── Provided data ──

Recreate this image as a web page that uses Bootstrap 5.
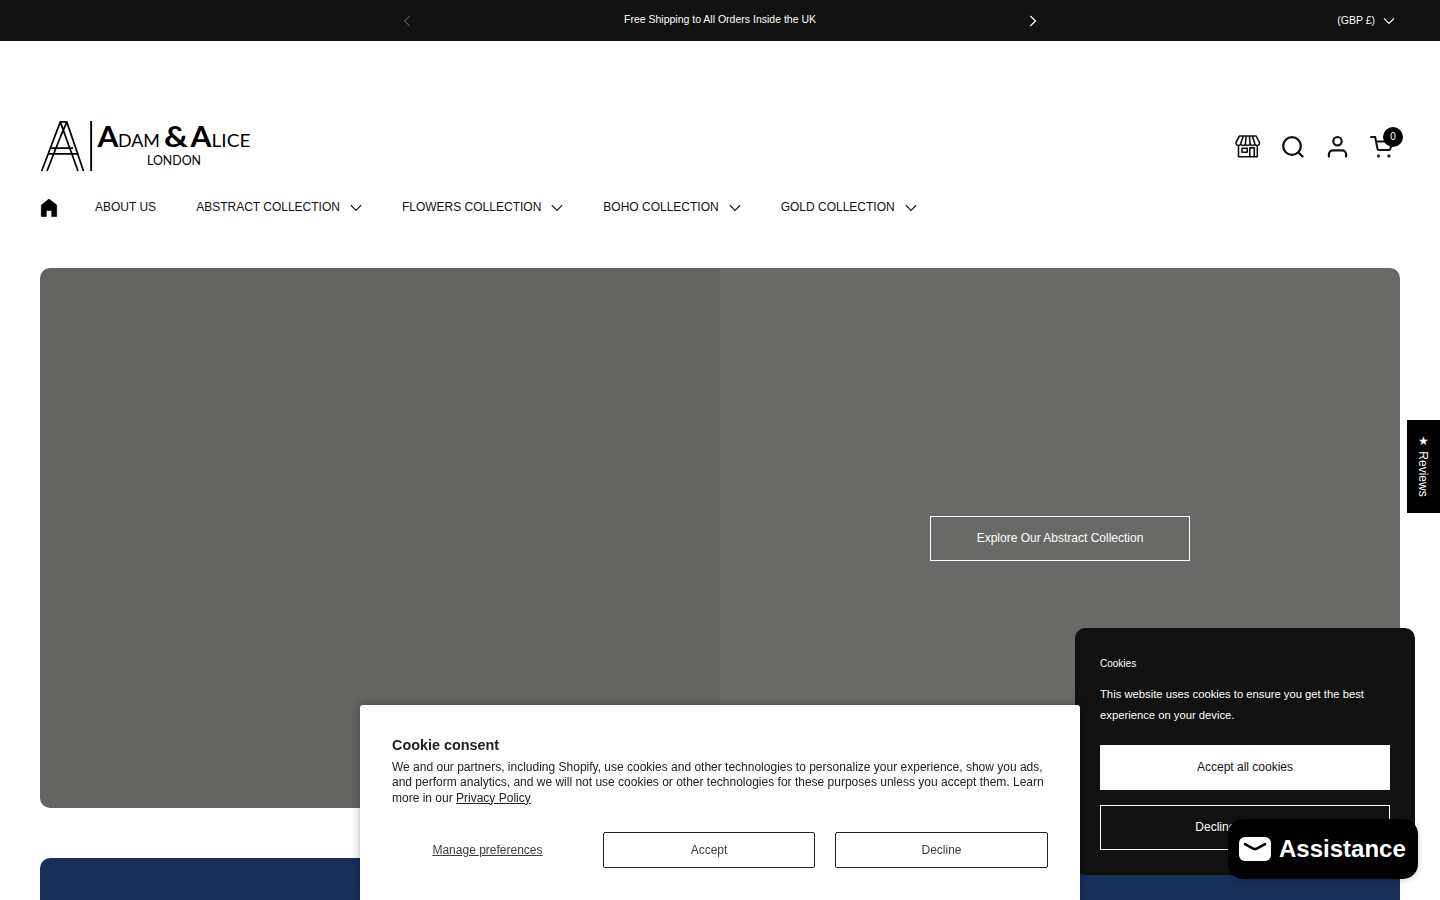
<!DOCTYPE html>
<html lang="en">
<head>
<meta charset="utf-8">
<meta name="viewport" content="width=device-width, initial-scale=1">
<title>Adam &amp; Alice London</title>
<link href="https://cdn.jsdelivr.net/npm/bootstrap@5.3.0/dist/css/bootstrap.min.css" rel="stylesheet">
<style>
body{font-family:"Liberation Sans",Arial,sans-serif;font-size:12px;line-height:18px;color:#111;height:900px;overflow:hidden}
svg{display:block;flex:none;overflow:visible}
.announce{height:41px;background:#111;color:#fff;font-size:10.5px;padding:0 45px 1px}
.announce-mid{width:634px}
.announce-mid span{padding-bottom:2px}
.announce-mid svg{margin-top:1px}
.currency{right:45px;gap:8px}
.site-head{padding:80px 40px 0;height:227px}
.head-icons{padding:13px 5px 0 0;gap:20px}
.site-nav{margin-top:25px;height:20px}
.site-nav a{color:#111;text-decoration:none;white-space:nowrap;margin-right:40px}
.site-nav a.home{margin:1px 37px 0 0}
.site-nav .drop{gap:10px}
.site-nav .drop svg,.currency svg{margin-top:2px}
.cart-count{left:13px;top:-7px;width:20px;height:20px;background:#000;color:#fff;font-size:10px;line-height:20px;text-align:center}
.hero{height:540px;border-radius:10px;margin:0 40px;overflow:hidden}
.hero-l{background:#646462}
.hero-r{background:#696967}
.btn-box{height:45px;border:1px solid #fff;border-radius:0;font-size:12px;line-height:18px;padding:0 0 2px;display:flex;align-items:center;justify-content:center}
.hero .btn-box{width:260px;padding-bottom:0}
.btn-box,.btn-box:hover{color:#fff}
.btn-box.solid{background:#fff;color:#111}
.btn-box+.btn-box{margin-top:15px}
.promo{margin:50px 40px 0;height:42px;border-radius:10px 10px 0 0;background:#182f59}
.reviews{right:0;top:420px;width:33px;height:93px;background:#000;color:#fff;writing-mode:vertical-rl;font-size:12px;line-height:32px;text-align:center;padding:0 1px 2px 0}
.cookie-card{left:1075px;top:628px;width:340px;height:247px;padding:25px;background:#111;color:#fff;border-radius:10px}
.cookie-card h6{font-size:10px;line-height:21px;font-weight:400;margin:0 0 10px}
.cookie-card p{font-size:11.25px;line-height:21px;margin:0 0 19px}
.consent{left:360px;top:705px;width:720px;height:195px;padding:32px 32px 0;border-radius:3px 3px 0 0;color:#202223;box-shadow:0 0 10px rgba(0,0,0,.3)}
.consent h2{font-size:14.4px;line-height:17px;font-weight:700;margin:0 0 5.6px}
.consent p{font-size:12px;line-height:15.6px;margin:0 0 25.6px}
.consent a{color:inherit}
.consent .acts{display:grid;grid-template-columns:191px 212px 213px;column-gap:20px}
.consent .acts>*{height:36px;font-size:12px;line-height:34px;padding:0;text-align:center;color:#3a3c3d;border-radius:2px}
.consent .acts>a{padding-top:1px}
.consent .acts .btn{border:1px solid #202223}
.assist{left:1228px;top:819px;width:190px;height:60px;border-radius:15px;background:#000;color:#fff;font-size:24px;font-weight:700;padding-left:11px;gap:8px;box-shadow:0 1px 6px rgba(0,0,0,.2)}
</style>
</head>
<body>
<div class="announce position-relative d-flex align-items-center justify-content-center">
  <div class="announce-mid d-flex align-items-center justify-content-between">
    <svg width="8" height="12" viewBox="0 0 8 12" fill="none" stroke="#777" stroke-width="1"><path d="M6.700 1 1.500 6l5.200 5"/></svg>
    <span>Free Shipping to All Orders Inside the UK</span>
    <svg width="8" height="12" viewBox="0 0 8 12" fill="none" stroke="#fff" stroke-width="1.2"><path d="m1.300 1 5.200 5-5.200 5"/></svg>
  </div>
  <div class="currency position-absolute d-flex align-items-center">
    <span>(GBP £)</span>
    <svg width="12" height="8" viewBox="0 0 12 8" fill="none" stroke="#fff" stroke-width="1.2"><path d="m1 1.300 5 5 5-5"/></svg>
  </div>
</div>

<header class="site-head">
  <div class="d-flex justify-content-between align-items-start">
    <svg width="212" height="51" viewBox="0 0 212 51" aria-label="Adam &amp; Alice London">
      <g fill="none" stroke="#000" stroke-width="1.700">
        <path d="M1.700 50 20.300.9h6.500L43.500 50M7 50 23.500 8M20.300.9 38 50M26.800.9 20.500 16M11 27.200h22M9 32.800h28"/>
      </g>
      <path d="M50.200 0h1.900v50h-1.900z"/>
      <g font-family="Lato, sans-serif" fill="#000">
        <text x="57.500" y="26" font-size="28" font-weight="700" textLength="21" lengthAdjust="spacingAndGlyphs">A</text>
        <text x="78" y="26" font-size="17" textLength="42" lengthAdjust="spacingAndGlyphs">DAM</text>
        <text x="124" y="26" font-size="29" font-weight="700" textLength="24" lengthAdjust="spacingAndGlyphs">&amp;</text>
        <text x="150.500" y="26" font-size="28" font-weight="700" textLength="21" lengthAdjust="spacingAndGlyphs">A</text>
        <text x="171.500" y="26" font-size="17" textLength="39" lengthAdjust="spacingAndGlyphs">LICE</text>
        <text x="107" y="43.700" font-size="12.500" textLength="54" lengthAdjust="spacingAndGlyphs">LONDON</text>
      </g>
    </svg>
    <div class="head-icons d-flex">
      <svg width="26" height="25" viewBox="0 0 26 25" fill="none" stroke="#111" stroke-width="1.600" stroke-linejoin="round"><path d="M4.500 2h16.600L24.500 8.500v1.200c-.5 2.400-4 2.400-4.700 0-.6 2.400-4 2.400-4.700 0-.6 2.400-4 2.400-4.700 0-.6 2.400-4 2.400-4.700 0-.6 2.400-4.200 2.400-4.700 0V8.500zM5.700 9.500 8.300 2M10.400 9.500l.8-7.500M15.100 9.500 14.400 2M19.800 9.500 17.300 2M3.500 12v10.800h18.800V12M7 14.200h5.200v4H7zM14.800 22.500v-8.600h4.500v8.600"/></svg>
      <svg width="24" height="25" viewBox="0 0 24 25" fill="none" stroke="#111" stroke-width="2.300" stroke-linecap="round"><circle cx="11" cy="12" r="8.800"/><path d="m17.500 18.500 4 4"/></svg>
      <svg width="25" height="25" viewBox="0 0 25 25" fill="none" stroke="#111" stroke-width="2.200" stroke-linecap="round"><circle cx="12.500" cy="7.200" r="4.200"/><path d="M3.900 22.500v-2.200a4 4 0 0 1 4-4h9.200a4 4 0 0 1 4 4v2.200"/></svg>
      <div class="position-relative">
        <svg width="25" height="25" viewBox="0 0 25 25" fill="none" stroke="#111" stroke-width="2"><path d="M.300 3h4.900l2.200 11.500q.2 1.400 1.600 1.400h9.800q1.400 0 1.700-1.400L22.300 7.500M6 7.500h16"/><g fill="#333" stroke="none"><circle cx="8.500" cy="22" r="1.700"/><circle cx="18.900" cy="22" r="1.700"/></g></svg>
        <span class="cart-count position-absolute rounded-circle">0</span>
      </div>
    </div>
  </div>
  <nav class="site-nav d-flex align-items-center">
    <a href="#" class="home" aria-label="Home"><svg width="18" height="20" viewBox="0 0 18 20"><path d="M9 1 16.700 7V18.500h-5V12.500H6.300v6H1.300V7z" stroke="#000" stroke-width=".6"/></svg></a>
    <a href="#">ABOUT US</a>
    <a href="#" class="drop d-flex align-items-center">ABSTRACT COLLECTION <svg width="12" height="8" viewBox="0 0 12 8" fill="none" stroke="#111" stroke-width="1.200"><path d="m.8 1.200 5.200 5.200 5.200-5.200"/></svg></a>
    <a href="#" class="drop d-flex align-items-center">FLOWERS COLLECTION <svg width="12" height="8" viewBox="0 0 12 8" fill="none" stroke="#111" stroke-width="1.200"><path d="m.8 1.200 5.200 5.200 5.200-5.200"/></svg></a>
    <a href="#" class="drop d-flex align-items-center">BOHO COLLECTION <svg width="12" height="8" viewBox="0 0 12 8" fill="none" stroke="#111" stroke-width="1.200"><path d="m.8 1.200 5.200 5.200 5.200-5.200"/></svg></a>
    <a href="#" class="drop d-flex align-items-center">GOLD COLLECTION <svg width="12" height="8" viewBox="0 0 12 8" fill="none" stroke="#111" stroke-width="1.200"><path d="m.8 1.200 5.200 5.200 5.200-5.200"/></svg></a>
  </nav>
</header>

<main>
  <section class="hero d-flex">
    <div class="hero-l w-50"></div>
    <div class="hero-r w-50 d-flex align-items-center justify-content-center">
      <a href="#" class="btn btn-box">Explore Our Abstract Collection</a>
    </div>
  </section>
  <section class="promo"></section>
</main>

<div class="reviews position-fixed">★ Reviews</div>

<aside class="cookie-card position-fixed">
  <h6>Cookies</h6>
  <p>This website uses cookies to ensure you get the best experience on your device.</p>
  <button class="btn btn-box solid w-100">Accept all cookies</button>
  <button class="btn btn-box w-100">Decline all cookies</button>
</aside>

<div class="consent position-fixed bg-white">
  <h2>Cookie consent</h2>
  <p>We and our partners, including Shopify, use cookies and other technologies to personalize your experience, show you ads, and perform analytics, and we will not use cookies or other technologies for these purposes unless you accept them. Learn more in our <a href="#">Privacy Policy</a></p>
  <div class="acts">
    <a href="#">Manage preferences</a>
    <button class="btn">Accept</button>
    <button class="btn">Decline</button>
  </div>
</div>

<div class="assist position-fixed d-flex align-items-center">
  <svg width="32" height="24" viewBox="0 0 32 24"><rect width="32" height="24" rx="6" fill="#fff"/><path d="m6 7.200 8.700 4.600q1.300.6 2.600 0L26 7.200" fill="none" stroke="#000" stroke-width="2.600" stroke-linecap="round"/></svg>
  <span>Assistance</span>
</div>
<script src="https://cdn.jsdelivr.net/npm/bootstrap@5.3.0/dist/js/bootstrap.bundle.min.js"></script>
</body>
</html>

───

## Work instructions
Each line in the data that holds the string "uses" should be found and copied.

## Answer to the exercise
Recreate this image as a web page that uses Bootstrap 5.
  <p>This website uses cookies to ensure you get the best experience on your device.</p>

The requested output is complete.